Direction:
Spot every line with the word "React" and return it.

Data block:
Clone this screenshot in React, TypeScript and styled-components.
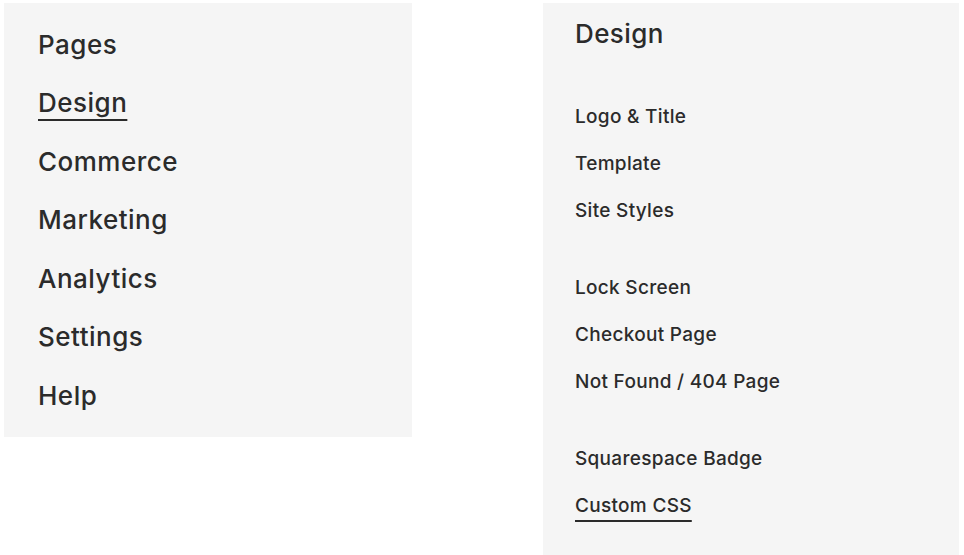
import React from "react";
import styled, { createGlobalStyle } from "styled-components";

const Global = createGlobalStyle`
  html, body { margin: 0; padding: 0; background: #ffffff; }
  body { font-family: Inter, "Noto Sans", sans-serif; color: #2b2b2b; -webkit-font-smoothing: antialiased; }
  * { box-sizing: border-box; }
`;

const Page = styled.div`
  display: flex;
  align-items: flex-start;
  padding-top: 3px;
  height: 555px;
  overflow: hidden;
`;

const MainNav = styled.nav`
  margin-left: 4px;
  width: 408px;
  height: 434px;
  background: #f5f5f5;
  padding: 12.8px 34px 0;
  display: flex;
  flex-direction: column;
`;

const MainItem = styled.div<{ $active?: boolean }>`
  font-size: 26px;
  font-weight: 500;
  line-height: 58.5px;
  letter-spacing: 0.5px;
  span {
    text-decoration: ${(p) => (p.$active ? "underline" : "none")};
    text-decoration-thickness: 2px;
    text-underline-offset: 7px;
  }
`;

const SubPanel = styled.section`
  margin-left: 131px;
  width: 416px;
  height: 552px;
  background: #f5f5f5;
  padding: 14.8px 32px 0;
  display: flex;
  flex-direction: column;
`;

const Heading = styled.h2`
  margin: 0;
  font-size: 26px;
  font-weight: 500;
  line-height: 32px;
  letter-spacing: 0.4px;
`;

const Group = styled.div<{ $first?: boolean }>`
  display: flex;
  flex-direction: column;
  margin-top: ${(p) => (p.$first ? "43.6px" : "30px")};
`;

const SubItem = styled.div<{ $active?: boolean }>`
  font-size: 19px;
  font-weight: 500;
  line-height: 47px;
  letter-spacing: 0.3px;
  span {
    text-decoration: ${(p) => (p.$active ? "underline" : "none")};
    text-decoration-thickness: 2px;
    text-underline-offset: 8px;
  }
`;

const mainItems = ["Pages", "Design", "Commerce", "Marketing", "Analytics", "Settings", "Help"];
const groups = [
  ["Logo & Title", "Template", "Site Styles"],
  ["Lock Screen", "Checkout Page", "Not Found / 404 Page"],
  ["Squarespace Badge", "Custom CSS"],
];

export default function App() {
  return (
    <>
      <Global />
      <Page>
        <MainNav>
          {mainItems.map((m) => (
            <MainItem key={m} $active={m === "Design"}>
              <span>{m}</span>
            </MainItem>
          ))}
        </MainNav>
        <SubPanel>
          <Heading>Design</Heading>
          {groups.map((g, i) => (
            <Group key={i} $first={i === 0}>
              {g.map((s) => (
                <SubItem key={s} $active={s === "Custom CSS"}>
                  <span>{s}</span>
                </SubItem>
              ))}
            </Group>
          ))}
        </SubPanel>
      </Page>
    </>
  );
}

Solution to this exercise:
Clone this screenshot in React, TypeScript and styled-components.
import React from "react";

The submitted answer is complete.